Miriam Margolyes: 'I always feel like my heart lifts when I come to Ireland'

Miriam Margolyes is back with a new tell-all memoir, as funny and outrageous as we’ve come to expect. Suzanne Harrington meets the irrepressible star ahead of a touch down in Dublin
Miriam Margolyes: 'I always feel like my heart lifts when I come to Ireland'

British-Australian actress, Miriam Margolyes: second book and stage show are currently doing the rounds

Shakespeare, Dickens, Black Adder, Harry Potter, Call The Midwife, Terry Wogan, Graham Norton, Martin Scorsese, Roald Dahl, Sister George, Babe, Cambridge Footlights, the Cadbury’s Caramel Bunny, dozens of theatre productions, documentaries, audio books, Cameo messages, fan conventions, audio tapes for sex shops when still an unknown, naked but for two iced buns on the cover of July’s Vogue and now a second book. 

Could Miriam Margolyes be the busiest Jewish lesbian in the history of the world?

“I have never been older or busier,” she confirms.

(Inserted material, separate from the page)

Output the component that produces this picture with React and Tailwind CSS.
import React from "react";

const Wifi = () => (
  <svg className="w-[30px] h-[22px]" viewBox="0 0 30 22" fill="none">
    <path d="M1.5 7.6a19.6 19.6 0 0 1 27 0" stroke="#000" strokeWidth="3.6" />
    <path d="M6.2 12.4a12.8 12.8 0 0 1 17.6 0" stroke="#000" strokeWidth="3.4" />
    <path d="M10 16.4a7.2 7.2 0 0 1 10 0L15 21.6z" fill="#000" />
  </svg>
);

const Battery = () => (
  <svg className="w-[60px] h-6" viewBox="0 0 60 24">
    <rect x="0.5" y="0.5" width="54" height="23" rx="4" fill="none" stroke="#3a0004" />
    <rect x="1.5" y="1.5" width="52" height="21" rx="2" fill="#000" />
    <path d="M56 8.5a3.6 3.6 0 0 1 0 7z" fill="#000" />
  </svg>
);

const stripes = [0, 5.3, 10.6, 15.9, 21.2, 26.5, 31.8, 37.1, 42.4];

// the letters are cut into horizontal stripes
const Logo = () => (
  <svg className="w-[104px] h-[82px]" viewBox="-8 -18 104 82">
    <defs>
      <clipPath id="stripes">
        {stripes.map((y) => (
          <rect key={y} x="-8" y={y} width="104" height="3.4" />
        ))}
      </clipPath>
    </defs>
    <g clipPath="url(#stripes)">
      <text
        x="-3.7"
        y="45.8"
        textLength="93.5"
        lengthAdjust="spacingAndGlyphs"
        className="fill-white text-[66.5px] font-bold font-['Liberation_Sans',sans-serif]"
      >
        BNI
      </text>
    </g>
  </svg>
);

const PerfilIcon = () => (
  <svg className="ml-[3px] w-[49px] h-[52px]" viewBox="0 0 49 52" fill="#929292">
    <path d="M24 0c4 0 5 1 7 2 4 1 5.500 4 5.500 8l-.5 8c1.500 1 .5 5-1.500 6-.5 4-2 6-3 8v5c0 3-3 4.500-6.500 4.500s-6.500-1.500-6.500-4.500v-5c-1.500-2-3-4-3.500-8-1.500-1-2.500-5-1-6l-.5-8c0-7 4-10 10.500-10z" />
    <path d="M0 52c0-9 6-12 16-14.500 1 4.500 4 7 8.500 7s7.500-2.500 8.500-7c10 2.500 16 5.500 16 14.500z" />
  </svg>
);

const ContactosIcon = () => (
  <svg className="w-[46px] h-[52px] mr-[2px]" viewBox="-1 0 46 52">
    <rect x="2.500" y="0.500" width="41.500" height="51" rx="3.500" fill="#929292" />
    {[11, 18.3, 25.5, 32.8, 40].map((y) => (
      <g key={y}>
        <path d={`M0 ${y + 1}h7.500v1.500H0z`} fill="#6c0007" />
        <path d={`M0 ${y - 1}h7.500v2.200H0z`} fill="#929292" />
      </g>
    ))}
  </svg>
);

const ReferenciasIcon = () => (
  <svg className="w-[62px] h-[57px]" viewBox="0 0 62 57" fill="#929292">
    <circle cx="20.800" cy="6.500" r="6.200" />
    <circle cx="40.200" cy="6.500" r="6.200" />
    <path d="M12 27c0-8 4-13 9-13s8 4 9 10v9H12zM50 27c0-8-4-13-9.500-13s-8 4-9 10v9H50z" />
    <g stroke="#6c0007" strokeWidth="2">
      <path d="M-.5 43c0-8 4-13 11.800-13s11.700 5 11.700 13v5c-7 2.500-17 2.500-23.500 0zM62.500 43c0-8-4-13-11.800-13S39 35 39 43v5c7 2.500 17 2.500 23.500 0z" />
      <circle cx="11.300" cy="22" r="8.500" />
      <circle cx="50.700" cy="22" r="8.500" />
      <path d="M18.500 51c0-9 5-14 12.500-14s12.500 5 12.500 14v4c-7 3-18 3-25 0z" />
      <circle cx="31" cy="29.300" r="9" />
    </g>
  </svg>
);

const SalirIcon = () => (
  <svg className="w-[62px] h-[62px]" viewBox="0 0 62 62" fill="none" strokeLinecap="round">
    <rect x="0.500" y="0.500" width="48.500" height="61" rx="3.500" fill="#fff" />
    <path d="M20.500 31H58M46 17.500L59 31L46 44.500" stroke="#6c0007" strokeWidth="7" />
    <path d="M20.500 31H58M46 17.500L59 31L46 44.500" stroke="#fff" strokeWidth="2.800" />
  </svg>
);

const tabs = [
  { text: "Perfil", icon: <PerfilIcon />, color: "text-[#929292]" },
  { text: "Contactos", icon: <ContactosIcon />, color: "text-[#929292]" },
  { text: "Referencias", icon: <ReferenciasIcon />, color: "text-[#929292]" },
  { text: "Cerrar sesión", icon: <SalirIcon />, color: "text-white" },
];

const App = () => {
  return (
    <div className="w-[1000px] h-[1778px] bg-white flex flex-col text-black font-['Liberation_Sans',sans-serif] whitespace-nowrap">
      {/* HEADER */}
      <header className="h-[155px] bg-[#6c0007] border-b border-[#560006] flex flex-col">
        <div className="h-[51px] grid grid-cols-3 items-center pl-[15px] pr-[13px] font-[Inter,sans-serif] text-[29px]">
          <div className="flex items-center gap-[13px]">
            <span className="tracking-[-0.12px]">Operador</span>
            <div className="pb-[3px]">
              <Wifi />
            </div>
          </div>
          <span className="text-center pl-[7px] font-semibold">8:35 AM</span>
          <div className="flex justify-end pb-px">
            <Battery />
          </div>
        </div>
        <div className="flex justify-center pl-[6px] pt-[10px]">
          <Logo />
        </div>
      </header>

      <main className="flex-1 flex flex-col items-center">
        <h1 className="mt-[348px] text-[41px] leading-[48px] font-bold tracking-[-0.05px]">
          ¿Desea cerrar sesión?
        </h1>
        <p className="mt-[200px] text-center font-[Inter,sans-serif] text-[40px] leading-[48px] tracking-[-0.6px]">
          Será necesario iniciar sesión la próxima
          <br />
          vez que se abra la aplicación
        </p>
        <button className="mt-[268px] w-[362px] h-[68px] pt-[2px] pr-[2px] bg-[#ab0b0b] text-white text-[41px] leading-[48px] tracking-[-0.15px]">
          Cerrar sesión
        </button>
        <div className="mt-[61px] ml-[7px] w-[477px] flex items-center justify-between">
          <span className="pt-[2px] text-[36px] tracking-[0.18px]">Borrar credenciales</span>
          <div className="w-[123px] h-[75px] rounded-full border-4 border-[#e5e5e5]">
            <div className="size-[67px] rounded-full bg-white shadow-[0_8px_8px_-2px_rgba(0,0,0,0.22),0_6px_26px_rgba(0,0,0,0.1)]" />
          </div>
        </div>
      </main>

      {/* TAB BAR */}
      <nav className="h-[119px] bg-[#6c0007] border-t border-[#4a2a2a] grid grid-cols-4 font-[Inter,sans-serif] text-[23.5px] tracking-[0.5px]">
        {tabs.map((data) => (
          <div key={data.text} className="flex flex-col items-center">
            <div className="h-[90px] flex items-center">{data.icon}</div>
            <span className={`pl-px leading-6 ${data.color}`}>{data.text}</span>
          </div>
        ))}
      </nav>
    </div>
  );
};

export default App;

Now 82, and filming another documentary in Australia — she has dual UK/Australian citizenship, on account of her partner being from Oz — she has just published a follow-up to her first memoir, This Much Is True, with Oh Miriam!, another collection of recollections, observations, and stories from her insanely interesting life and career, full of profanity and profundity.

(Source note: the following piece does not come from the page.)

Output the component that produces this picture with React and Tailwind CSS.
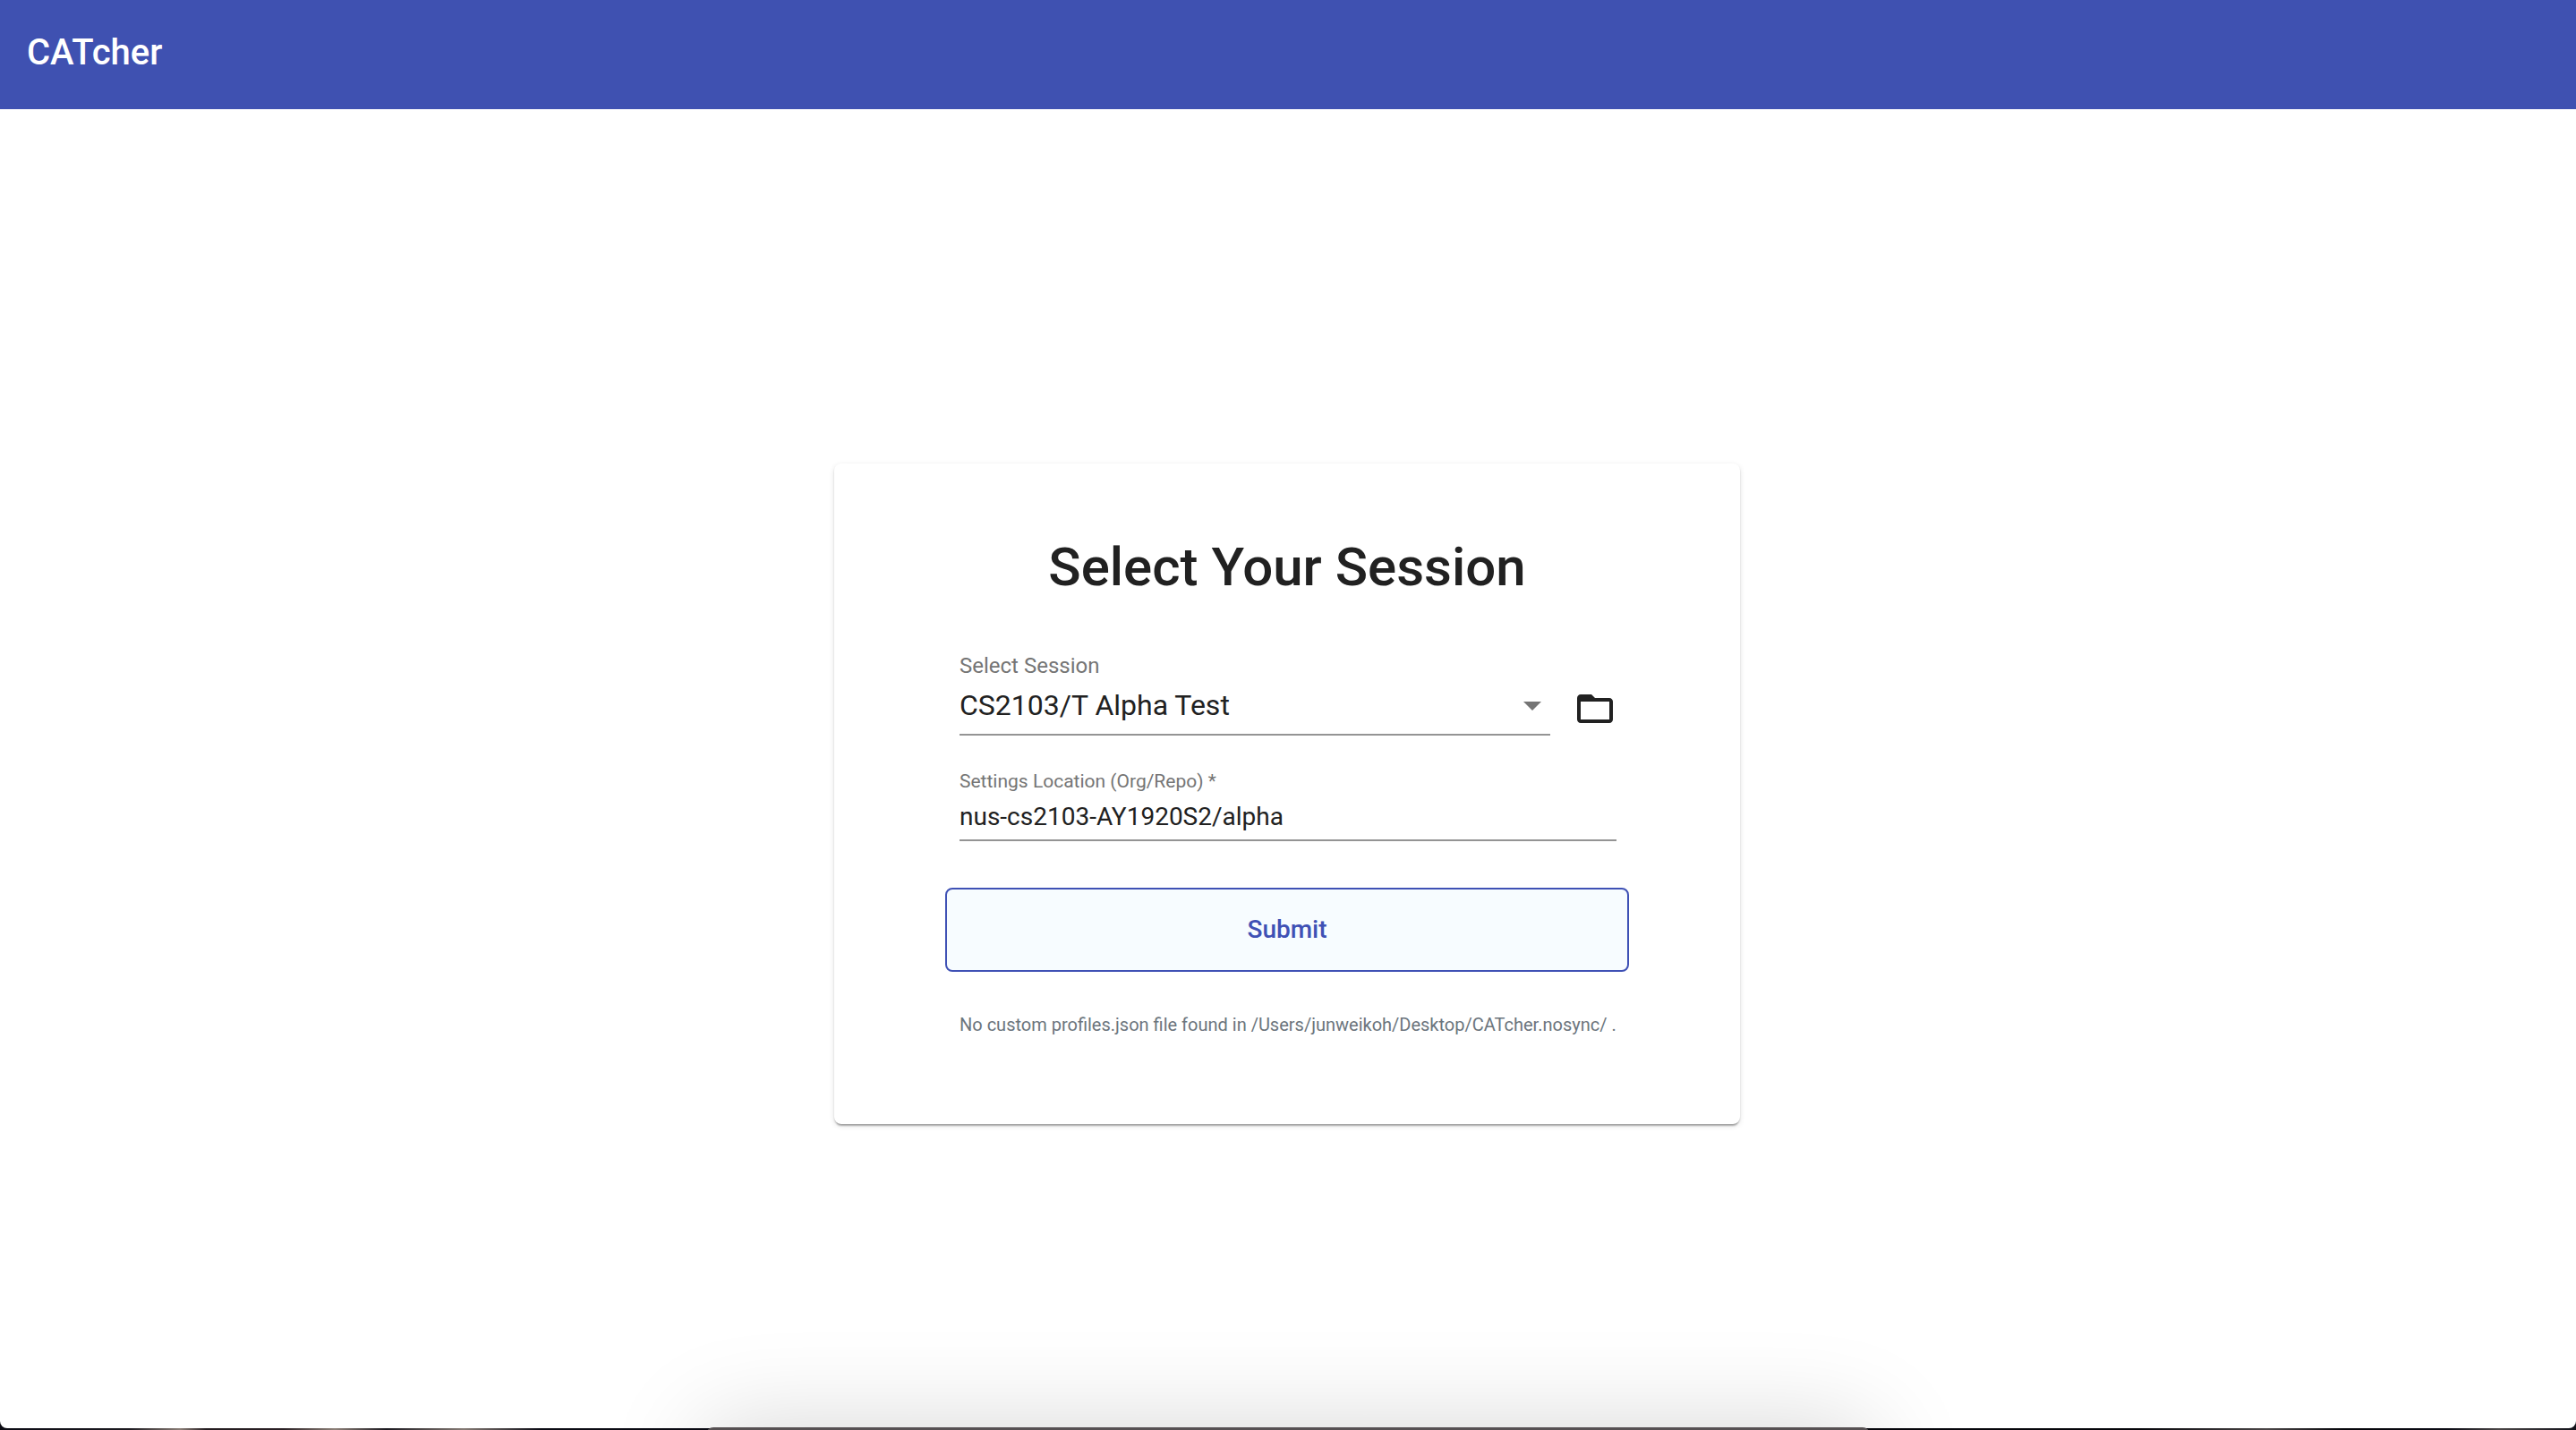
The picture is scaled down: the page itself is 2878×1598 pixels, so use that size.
import { MdFolderOpen } from "react-icons/md";

function Header() {
  return (
    <header className="flex h-[122px] items-center bg-[#3f51b1] px-[30px] pb-1">
      <h1 className="text-[40px] leading-[48px] font-medium text-white">CATcher</h1>
    </header>
  );
}

function SessionSelect() {
  return (
    <div className="flex items-end justify-between">
      <div className="w-[660px]">
        <label htmlFor="session" className="block text-2xl leading-7 text-[#757575]">
          Select Session
        </label>
        <div className="relative mt-3 border-b-2 border-[#949494] pb-[14px]">
          <select
            id="session"
            defaultValue="alpha"
            className="block h-9 w-full appearance-none bg-transparent text-[32px] leading-9 text-[#212121] outline-none"
          >
            <option value="alpha">CS2103/T Alpha Test</option>
          </select>
          <svg
            viewBox="0 0 20 10"
            className="pointer-events-none absolute top-[14px] right-[10px] h-[10px] w-5 fill-[#757575]"
            aria-hidden="true"
          >
            <path d="M0 0h20L10 10z" />
          </svg>
        </div>
      </div>
      <button type="button" aria-label="Open profiles folder" className="mb-[6px] text-[#212121]">
        <MdFolderOpen size={48} />
      </button>
    </div>
  );
}

function SettingsLocation() {
  return (
    <div className="mt-10">
      <label htmlFor="location" className="block text-[21px] leading-[22px] text-[#757575]">
        Settings Location (Org/Repo) *
      </label>
      <input
        id="location"
        type="text"
        required
        defaultValue="nus-cs2103-AY1920S2/alpha"
        className="mt-3 block h-11 w-full border-b-2 border-[#949494] bg-transparent pb-[10px] text-[28px] leading-8 text-[#212121] outline-none"
      />
    </div>
  );
}

function SessionCard() {
  return (
    <section className="w-full max-w-[1012px] rounded-lg px-[124px] pt-20 pb-[100px] shadow-[0_4px_2px_-2px_rgba(0,0,0,0.2),0_2px_2px_0_rgba(0,0,0,0.14),0_2px_6px_0_rgba(0,0,0,0.12)]">
      <h2 className="text-center text-6xl leading-[72px] font-medium text-[#212121]">
        Select Your Session
      </h2>
      <form className="mt-[60px]" onSubmit={(e) => e.preventDefault()}>
        <div className="pr-[14px] pl-4">
          <SessionSelect />
          <SettingsLocation />
        </div>
        <button
          type="submit"
          className="mt-[52px] h-[94px] w-full rounded-lg border-2 border-[#3f51b5] bg-[#f7fcff] text-[28px] leading-8 font-medium text-[#3f51b5]"
        >
          Submit
        </button>
      </form>
      <p className="mt-12 px-4 text-xl leading-[22px] whitespace-nowrap text-[#6c757d]">
        No custom profiles.json file found in /Users/junweikoh/Desktop/CATcher.nosync/ .
      </p>
    </section>
  );
}

export default function App() {
  return (
    <div className="relative flex min-h-screen flex-col overflow-hidden bg-[#0b0b14] bg-[linear-gradient(90deg,#0b0b14_0%,#1c1a20_5%,#8a7d76_7%,#241c20_8%,#2a2024_11%,#8d8078_13%,#1c1a20_15%,#857a74_18%,#0b0b14_21%,#05050a_83%,#4a4546_88%,#05050a_91%,#0b0b14_95%,#4a4546_97%,#12121a_100%)] pb-[2px] font-[Roboto,sans-serif]">
      <div className="flex-1 rounded-b-lg bg-white">
        <Header />
        <main className="flex justify-center pt-[396px] pr-[2px]">
          <SessionCard />
        </main>
      </div>
      <div className="absolute -bottom-[197px] left-1/2 h-[200px] w-[1300px] -translate-x-1/2 rounded-lg bg-[#565052] shadow-[0_0_110px_rgba(0,0,0,0.17)]" />
    </div>
  );
}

She’s doing a show in Dublin this October around the book. The title comes from all the people who have ever exclaimed her name in every tone from horror to hilarity; it’s snortingly funny, her unfiltered personality leaping off the page — honesty, kindness, generosity, sanity, erudition, outspokenness, all consistently sweary AF. She likes to break the ice in new conversations not by asking “and what do you do” but rather, “when did you have your first fuck?” 

Miriam Margolyes during the filming of the Graham Norton Show at BBC's London Studios. Pic: Ian West/PA Wire
Miriam Margolyes during the filming of the Graham Norton Show at BBC's London Studios. Pic: Ian West/PA Wire

She says “there’s a thrill in getting a totally unrehearsed reaction” from people. She believes that her “rudery”, as she calls it, serves to relax those around her “because they unite in being appalled”.

She is genuinely interested in people, and what makes them tick — so she subverts the usual getting-to-know-you questions with a list of her own which you might try at your next dull dinner party to see what happens. 

Her favourite insult is 'c***-face', which she shouts at bad drivers. She says she encounters a lot of bad drivers. Comparing the clitoris with the penis, she asks, “Who needs a handgun when you’ve got a semi-automatic?”

She has lived a long, full, magnificent life, as yet undeterred by age or frailty, and is perfectly frank about why she wrote her second book: “The same reason as I wrote the first one — I did it for the money. But I’m glad you like it.” 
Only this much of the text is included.